Provided material:
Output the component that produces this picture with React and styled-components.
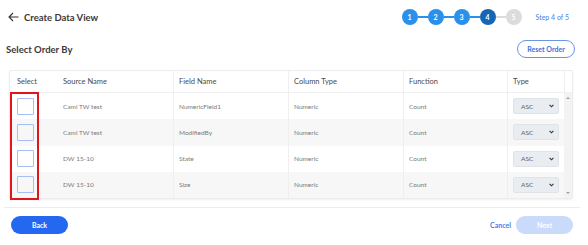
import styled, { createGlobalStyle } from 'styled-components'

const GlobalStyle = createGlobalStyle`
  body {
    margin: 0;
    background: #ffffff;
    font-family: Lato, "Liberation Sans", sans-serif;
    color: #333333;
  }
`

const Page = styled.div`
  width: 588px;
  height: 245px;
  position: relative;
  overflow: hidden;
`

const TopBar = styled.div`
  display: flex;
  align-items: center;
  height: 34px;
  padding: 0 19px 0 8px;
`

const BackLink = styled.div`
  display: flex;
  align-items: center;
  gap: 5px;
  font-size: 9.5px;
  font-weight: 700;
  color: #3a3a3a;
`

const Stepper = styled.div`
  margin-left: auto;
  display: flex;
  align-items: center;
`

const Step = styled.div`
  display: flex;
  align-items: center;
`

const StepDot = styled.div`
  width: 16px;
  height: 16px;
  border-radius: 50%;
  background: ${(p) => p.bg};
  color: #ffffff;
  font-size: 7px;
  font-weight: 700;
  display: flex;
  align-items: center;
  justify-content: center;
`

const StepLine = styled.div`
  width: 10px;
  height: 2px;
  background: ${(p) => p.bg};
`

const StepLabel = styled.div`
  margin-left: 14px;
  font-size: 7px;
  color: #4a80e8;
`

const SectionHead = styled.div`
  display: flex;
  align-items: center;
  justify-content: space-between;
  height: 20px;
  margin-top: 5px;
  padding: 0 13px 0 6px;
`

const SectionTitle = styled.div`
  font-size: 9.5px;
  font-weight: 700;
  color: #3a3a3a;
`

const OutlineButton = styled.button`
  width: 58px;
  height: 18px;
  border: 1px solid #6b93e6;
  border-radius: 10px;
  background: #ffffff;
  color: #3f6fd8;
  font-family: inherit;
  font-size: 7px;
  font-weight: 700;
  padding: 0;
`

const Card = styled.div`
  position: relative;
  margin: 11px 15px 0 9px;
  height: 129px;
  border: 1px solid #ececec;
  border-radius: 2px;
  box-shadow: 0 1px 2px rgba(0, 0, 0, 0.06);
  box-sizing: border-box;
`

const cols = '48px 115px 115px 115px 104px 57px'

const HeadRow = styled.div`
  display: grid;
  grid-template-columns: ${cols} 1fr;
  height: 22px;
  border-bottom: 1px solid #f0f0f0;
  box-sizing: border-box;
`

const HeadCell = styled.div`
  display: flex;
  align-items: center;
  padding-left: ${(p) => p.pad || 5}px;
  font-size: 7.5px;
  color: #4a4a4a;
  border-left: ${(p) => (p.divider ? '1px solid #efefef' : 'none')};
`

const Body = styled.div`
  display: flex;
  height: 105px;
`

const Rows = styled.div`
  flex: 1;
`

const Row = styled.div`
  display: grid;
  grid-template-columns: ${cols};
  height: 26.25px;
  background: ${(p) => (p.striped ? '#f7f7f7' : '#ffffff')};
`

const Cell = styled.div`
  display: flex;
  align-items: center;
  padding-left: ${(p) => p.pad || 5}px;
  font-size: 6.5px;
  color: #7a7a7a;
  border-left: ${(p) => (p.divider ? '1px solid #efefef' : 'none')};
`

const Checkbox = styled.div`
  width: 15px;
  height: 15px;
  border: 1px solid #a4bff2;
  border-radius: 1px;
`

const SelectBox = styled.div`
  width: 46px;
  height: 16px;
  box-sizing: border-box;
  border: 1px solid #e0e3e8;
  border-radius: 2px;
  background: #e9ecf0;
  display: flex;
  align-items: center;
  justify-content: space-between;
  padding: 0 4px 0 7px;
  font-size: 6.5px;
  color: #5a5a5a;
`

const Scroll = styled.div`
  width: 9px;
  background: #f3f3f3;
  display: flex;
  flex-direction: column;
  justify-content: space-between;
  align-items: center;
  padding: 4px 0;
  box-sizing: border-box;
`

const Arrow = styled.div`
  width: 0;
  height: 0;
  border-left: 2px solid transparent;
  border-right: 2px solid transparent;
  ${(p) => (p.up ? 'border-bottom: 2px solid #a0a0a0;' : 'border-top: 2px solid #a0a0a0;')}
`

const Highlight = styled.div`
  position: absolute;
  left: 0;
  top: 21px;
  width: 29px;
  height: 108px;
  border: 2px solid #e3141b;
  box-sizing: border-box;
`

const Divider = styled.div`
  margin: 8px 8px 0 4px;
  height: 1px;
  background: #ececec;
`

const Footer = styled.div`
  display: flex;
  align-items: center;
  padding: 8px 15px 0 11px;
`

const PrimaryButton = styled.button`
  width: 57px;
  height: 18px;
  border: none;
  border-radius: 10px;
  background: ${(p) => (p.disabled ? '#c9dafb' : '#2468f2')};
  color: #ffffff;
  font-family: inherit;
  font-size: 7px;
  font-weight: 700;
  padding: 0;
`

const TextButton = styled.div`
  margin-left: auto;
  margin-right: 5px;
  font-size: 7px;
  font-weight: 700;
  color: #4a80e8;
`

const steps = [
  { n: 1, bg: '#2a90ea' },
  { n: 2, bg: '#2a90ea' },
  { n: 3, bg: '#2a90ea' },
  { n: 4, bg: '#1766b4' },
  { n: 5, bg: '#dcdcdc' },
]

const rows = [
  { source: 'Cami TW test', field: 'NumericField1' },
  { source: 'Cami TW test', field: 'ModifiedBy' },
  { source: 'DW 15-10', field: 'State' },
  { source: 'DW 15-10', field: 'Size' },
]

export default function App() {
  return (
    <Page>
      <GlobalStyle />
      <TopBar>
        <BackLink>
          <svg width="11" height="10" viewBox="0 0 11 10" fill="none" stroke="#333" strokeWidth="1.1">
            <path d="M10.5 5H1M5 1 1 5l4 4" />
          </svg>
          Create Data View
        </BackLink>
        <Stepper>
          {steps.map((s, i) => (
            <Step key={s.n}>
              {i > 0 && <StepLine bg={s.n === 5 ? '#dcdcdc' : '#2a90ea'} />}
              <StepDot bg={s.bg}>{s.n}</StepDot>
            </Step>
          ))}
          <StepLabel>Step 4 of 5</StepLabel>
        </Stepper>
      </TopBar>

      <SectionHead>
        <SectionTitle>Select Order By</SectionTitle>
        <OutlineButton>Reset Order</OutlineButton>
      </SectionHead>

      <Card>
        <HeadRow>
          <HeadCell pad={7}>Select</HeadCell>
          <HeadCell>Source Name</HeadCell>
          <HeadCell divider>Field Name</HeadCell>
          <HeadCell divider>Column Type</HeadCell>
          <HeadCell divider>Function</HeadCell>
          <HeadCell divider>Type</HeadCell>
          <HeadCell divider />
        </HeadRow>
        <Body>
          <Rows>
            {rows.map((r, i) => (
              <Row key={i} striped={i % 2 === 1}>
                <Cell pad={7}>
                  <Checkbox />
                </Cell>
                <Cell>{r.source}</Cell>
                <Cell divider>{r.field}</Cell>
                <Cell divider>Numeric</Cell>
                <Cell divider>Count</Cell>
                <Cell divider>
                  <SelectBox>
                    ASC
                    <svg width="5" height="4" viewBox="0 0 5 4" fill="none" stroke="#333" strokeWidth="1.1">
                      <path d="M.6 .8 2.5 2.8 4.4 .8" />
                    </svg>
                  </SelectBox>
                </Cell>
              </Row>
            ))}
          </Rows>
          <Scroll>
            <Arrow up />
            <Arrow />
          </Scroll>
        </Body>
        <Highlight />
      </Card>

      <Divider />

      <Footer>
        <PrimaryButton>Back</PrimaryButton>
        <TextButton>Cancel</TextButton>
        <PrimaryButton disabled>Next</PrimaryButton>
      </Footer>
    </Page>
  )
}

What is required: Reproduce the data above in full, exactly as it is, with the pictures left out.

Final result:
Output the component that produces this picture with React and styled-components.
import styled, { createGlobalStyle } from 'styled-components'

const GlobalStyle = createGlobalStyle`
  body {
    margin: 0;
    background: #ffffff;
    font-family: Lato, "Liberation Sans", sans-serif;
    color: #333333;
  }
`

const Page = styled.div`
  width: 588px;
  height: 245px;
  position: relative;
  overflow: hidden;
`

const TopBar = styled.div`
  display: flex;
  align-items: center;
  height: 34px;
  padding: 0 19px 0 8px;
`

const BackLink = styled.div`
  display: flex;
  align-items: center;
  gap: 5px;
  font-size: 9.5px;
  font-weight: 700;
  color: #3a3a3a;
`

const Stepper = styled.div`
  margin-left: auto;
  display: flex;
  align-items: center;
`

const Step = styled.div`
  display: flex;
  align-items: center;
`

const StepDot = styled.div`
  width: 16px;
  height: 16px;
  border-radius: 50%;
  background: ${(p) => p.bg};
  color: #ffffff;
  font-size: 7px;
  font-weight: 700;
  display: flex;
  align-items: center;
  justify-content: center;
`

const StepLine = styled.div`
  width: 10px;
  height: 2px;
  background: ${(p) => p.bg};
`

const StepLabel = styled.div`
  margin-left: 14px;
  font-size: 7px;
  color: #4a80e8;
`

const SectionHead = styled.div`
  display: flex;
  align-items: center;
  justify-content: space-between;
  height: 20px;
  margin-top: 5px;
  padding: 0 13px 0 6px;
`

const SectionTitle = styled.div`
  font-size: 9.5px;
  font-weight: 700;
  color: #3a3a3a;
`

const OutlineButton = styled.button`
  width: 58px;
  height: 18px;
  border: 1px solid #6b93e6;
  border-radius: 10px;
  background: #ffffff;
  color: #3f6fd8;
  font-family: inherit;
  font-size: 7px;
  font-weight: 700;
  padding: 0;
`

const Card = styled.div`
  position: relative;
  margin: 11px 15px 0 9px;
  height: 129px;
  border: 1px solid #ececec;
  border-radius: 2px;
  box-shadow: 0 1px 2px rgba(0, 0, 0, 0.06);
  box-sizing: border-box;
`

const cols = '48px 115px 115px 115px 104px 57px'

const HeadRow = styled.div`
  display: grid;
  grid-template-columns: ${cols} 1fr;
  height: 22px;
  border-bottom: 1px solid #f0f0f0;
  box-sizing: border-box;
`

const HeadCell = styled.div`
  display: flex;
  align-items: center;
  padding-left: ${(p) => p.pad || 5}px;
  font-size: 7.5px;
  color: #4a4a4a;
  border-left: ${(p) => (p.divider ? '1px solid #efefef' : 'none')};
`

const Body = styled.div`
  display: flex;
  height: 105px;
`

const Rows = styled.div`
  flex: 1;
`

const Row = styled.div`
  display: grid;
  grid-template-columns: ${cols};
  height: 26.25px;
  background: ${(p) => (p.striped ? '#f7f7f7' : '#ffffff')};
`

const Cell = styled.div`
  display: flex;
  align-items: center;
  padding-left: ${(p) => p.pad || 5}px;
  font-size: 6.5px;
  color: #7a7a7a;
  border-left: ${(p) => (p.divider ? '1px solid #efefef' : 'none')};
`

const Checkbox = styled.div`
  width: 15px;
  height: 15px;
  border: 1px solid #a4bff2;
  border-radius: 1px;
`

const SelectBox = styled.div`
  width: 46px;
  height: 16px;
  box-sizing: border-box;
  border: 1px solid #e0e3e8;
  border-radius: 2px;
  background: #e9ecf0;
  display: flex;
  align-items: center;
  justify-content: space-between;
  padding: 0 4px 0 7px;
  font-size: 6.5px;
  color: #5a5a5a;
`

const Scroll = styled.div`
  width: 9px;
  background: #f3f3f3;
  display: flex;
  flex-direction: column;
  justify-content: space-between;
  align-items: center;
  padding: 4px 0;
  box-sizing: border-box;
`

const Arrow = styled.div`
  width: 0;
  height: 0;
  border-left: 2px solid transparent;
  border-right: 2px solid transparent;
  ${(p) => (p.up ? 'border-bottom: 2px solid #a0a0a0;' : 'border-top: 2px solid #a0a0a0;')}
`

const Highlight = styled.div`
  position: absolute;
  left: 0;
  top: 21px;
  width: 29px;
  height: 108px;
  border: 2px solid #e3141b;
  box-sizing: border-box;
`

const Divider = styled.div`
  margin: 8px 8px 0 4px;
  height: 1px;
  background: #ececec;
`

const Footer = styled.div`
  display: flex;
  align-items: center;
  padding: 8px 15px 0 11px;
`

const PrimaryButton = styled.button`
  width: 57px;
  height: 18px;
  border: none;
  border-radius: 10px;
  background: ${(p) => (p.disabled ? '#c9dafb' : '#2468f2')};
  color: #ffffff;
  font-family: inherit;
  font-size: 7px;
  font-weight: 700;
  padding: 0;
`

const TextButton = styled.div`
  margin-left: auto;
  margin-right: 5px;
  font-size: 7px;
  font-weight: 700;
  color: #4a80e8;
`

const steps = [
  { n: 1, bg: '#2a90ea' },
  { n: 2, bg: '#2a90ea' },
  { n: 3, bg: '#2a90ea' },
  { n: 4, bg: '#1766b4' },
  { n: 5, bg: '#dcdcdc' },
]

const rows = [
  { source: 'Cami TW test', field: 'NumericField1' },
  { source: 'Cami TW test', field: 'ModifiedBy' },
  { source: 'DW 15-10', field: 'State' },
  { source: 'DW 15-10', field: 'Size' },
]

export default function App() {
  return (
    <Page>
      <GlobalStyle />
      <TopBar>
        <BackLink>
          <svg width="11" height="10" viewBox="0 0 11 10" fill="none" stroke="#333" strokeWidth="1.1">
            <path d="M10.5 5H1M5 1 1 5l4 4" />
          </svg>
          Create Data View
        </BackLink>
        <Stepper>
          {steps.map((s, i) => (
            <Step key={s.n}>
              {i > 0 && <StepLine bg={s.n === 5 ? '#dcdcdc' : '#2a90ea'} />}
              <StepDot bg={s.bg}>{s.n}</StepDot>
            </Step>
          ))}
          <StepLabel>Step 4 of 5</StepLabel>
        </Stepper>
      </TopBar>

      <SectionHead>
        <SectionTitle>Select Order By</SectionTitle>
        <OutlineButton>Reset Order</OutlineButton>
      </SectionHead>

      <Card>
        <HeadRow>
          <HeadCell pad={7}>Select</HeadCell>
          <HeadCell>Source Name</HeadCell>
          <HeadCell divider>Field Name</HeadCell>
          <HeadCell divider>Column Type</HeadCell>
          <HeadCell divider>Function</HeadCell>
          <HeadCell divider>Type</HeadCell>
          <HeadCell divider />
        </HeadRow>
        <Body>
          <Rows>
            {rows.map((r, i) => (
              <Row key={i} striped={i % 2 === 1}>
                <Cell pad={7}>
                  <Checkbox />
                </Cell>
                <Cell>{r.source}</Cell>
                <Cell divider>{r.field}</Cell>
                <Cell divider>Numeric</Cell>
                <Cell divider>Count</Cell>
                <Cell divider>
                  <SelectBox>
                    ASC
                    <svg width="5" height="4" viewBox="0 0 5 4" fill="none" stroke="#333" strokeWidth="1.1">
                      <path d="M.6 .8 2.5 2.8 4.4 .8" />
                    </svg>
                  </SelectBox>
                </Cell>
              </Row>
            ))}
          </Rows>
          <Scroll>
            <Arrow up />
            <Arrow />
          </Scroll>
        </Body>
        <Highlight />
      </Card>

      <Divider />

      <Footer>
        <PrimaryButton>Back</PrimaryButton>
        <TextButton>Cancel</TextButton>
        <PrimaryButton disabled>Next</PrimaryButton>
      </Footer>
    </Page>
  )
}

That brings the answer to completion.